Taking a single end point change as an example:

  • We alter an existing endpoint to accept a new JSON payload
  • We alter the schema validation to check the incoming payload
  • We write the tests to validate the new payload.
  • We write a test stubbing out the upstream and making sure they get called.
  • We write any new tests required to hit 100% coverage
  • We write any tests that might bolster our security.
  • Strong change that this endpoint needs to dual run because we haven't updated the front-end, let's write a test to make sure both payloads work.
  • We know we have a synthetic testing the old payload, maybe we should write a new synthetic to test submission of the new payload, but we can hide that under a feature flag for now.
  • Let's write a test to make sure you can only ever get our new endpoint by supplying the relevant feature flag.

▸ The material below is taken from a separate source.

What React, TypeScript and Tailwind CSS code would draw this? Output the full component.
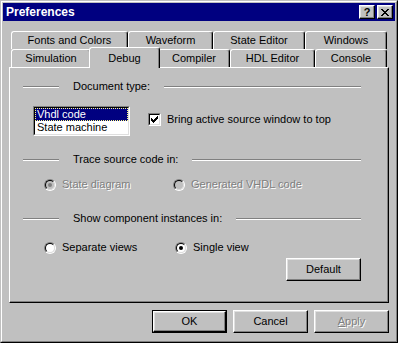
import React from 'react';

interface TabDef {
  label: string;
  width: string;
}

const backTabs: TabDef[] = [
  { label: 'Fonts and Colors', width: 'w-[117px]' },
  { label: 'Waveform', width: 'w-[85px]' },
  { label: 'State Editor', width: 'w-[92px]' },
  { label: 'Windows', width: 'w-[82px]' },
];

const raised = 'border border-t-white border-l-white border-r-black border-b-black shadow-[inset_-1px_-1px_#808080,inset_1px_1px_#dfdfdf]';
const sunken = 'border border-t-[#808080] border-l-[#808080] border-r-white border-b-white';
const disabledText = 'text-[#808080] [text-shadow:1px_1px_0_#fff]';

const Tab: React.FC<{ label: string; className?: string }> = ({ label, className = '' }) => (
  <div
    className={`h-[18px] flex items-center justify-center border-l border-t border-r border-l-white border-t-white border-r-black rounded-t-[3px] shadow-[inset_-1px_0_#808080] ${className}`}
  >
    {label}
  </div>
);

const GroupLabel: React.FC<{ label: string }> = ({ label }) => (
  <div className="flex items-center h-[13px] ml-[13px] mr-[27px]">
    <div className="w-[36px] h-[2px] border-t border-t-[#808080] border-b border-b-white" />
    <span className="px-[14px] leading-[13px] whitespace-nowrap">{label}</span>
    <div className="flex-1 h-[2px] border-t border-t-[#808080] border-b border-b-white" />
  </div>
);

const Radio: React.FC<{ label: string; checked?: boolean; disabled?: boolean }> = ({ label, checked, disabled }) => (
  <div className="flex items-center h-[13px]">
    <div className="w-[12px] h-[12px] rounded-full border border-t-[#808080] border-l-[#808080] border-r-white border-b-white">
      <div
        className={`w-full h-full rounded-full border border-t-black border-l-black border-r-[#dfdfdf] border-b-[#dfdfdf] flex items-center justify-center ${
          disabled ? 'bg-[#c0c0c0]' : 'bg-white'
        }`}
      >
        {checked && <div className={`w-[4px] h-[4px] rounded-full ${disabled ? 'bg-[#808080]' : 'bg-black'}`} />}
      </div>
    </div>
    <span className={`ml-[6px] leading-[13px] ${disabled ? disabledText : ''}`}>{label}</span>
  </div>
);

const Button: React.FC<{ label: React.ReactNode; isDefault?: boolean; disabled?: boolean }> = ({ label, isDefault, disabled }) => {
  if (isDefault) {
    return (
      <div className="w-[75px] h-[23px] border border-black">
        <div className={`w-full h-full flex items-center justify-center ${raised}`}>{label}</div>
      </div>
    );
  }
  return (
    <div className={`w-[75px] h-[23px] flex items-center justify-center ${raised} ${disabled ? disabledText : ''}`}>
      {label}
    </div>
  );
};

const CheckMark = () => (
  <svg width="7" height="7" viewBox="0 0 7 7" shapeRendering="crispEdges">
    <path d="M6 0h1v1h-1z M5 1h2v1h-2z M0 2h1v1h-1z M4 2h3v1h-3z M0 3h2v1h-2z M3 3h3v1h-3z M0 4h5v1h-5z M1 5h3v1h-3z M2 6h1v1h-1z" fill="#000" />
  </svg>
);

const CloseGlyph = () => (
  <svg width="8" height="7" viewBox="0 0 8 7" shapeRendering="crispEdges">
    <path d="M0 0h2v1h-2z M6 0h2v1h-2z M1 1h2v1h-2z M5 1h2v1h-2z M2 2h4v1h-4z M3 3h2v1h-2z M2 4h4v1h-4z M1 5h2v1h-2z M5 5h2v1h-2z M0 6h2v1h-2z M6 6h2v1h-2z" fill="#000" />
  </svg>
);

const App: React.FC = () => {
  return (
    <div className="w-[398px] h-[343px] bg-[#c0c0c0] text-black text-[11px] font-['Liberation_Sans',Arial,sans-serif] border border-t-[#c0c0c0] border-l-[#c0c0c0] border-r-black border-b-black">
      <div className="w-full h-full border border-t-white border-l-white border-r-[#808080] border-b-[#808080] p-[1px]">
        {/* title bar */}
        <div className="h-[18px] bg-[#000080] flex items-center pl-[3px] pr-[2px]">
          <span className="text-white font-bold text-[12px] leading-none">Preferences</span>
          <div className="ml-auto flex gap-[2px]">
            <div className={`w-[16px] h-[14px] flex items-center justify-center bg-[#c0c0c0] ${raised}`}>
              <span className="font-bold text-[11px] leading-none">?</span>
            </div>
            <div className={`w-[16px] h-[14px] flex items-center justify-center bg-[#c0c0c0] ${raised}`}>
              <CloseGlyph />
            </div>
          </div>
        </div>

        <div className="ml-[6px] w-[380px]">
          {/* tabs */}
          <div className="mt-[10px] pl-[2px]">
            <div className="flex">
              {backTabs.map((t) => (
                <Tab key={t.label} label={t.label} className={t.width} />
              ))}
            </div>
            <div className="flex items-end h-[18px]">
              <Tab label="Simulation" className="w-[80px]" />
              <div className="relative z-10 -mx-[2px] w-[71px] h-[21px] -mb-[1px] bg-[#c0c0c0] flex justify-center pt-[2px] border-l border-t border-r border-l-white border-t-white border-r-black rounded-t-[3px] shadow-[inset_-1px_0_#808080]">
                Debug
              </div>
              <Tab label="Compiler" className="w-[72px]" />
              <Tab label="HDL Editor" className="w-[85px]" />
              <Tab label="Console" className="w-[72px]" />
            </div>
          </div>

          {/* panel */}
          <div className="h-[236px] border border-t-white border-l-white border-r-black border-b-black shadow-[inset_-1px_-1px_#808080] flex flex-col">
            <div className="mt-[12px]">
              <GroupLabel label="Document type:" />
            </div>

            <div className="mt-[13px] ml-[23px] flex items-start">
              <div className={`w-[97px] h-[30px] ${sunken}`}>
                <div className="w-full h-full border border-t-black border-l-black border-r-[#dfdfdf] border-b-[#dfdfdf] bg-white">
                  <div className="h-[13px] bg-[#000080] text-white leading-[11px] border border-dotted border-[#ffff80] pl-[1px]">
                    Vhdl code
                  </div>
                  <div className="h-[13px] leading-[13px] pl-[2px]">State machine</div>
                </div>
              </div>
              <div className="ml-[18px] mt-[7px] flex items-center">
                <div className={`w-[13px] h-[13px] ${sunken}`}>
                  <div className="w-full h-full bg-white border border-t-black border-l-black border-r-[#dfdfdf] border-b-[#dfdfdf] flex items-center justify-center">
                    <CheckMark />
                  </div>
                </div>
                <span className="ml-[6px] leading-[13px]">Bring active source window to top</span>
              </div>
            </div>

            <div className="mt-[17px]">
              <GroupLabel label="Trace source code in:" />
            </div>

            <div className="mt-[12px] ml-[34px] flex">
              <div className="w-[129px]">
                <Radio label="State diagram" checked disabled />
              </div>
              <Radio label="Generated VHDL code" disabled />
            </div>

            <div className="mt-[21px]">
              <GroupLabel label="Show component instances in:" />
            </div>

            <div className="mt-[16px] ml-[34px] flex">
              <div className="w-[131px]">
                <Radio label="Separate views" />
              </div>
              <Radio label="Single view" checked />
            </div>

            <div className="mt-[4px] mr-[27px] flex justify-end">
              <Button label="Default" />
            </div>
          </div>

          {/* dialog buttons */}
          <div className="mt-[7px] flex justify-end gap-[6px]">
            <Button label="OK" isDefault />
            <Button label="Cancel" />
            <Button
              label={
                <span>
                  <span className="underline">A</span>pply
                </span>
              }
              disabled
            />
          </div>
        </div>
      </div>
    </div>
  );
};

export default App;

Finally we can be confident we can push this out under its new feature flag, we have monitoring in place, we know it's not accessible without the correct flag, we will get alerted if the live synth breaks because it's testing the existing submission and our new synth is testing the one under a feature flag.

Naturally, when we're ready to promote this to live, we can use the Istio Route Rules to begin to slide traffic across to a new version of maybe the frontend container that will cause submissions to the new endpoint, keep an eye on error rates on slack and make the call to increase manually or again use something like Kayenta to make a judgment.

This isn't a blueprint for a mono-environment, you will have your own challenges and design issues to overcome. You need to decide if the benefits of one environment and more durability is inside your acceptable risk profile.

I don't think anything I've mentioned is extreme of specific to operating a mono-environment, I think it's just good clean development practices. There are loads of great tools and technologies out there you could add into the mix, each part of your stack will have specific challenges, they might be tech or just merely hygiene and ensuring other members of the team follow the process.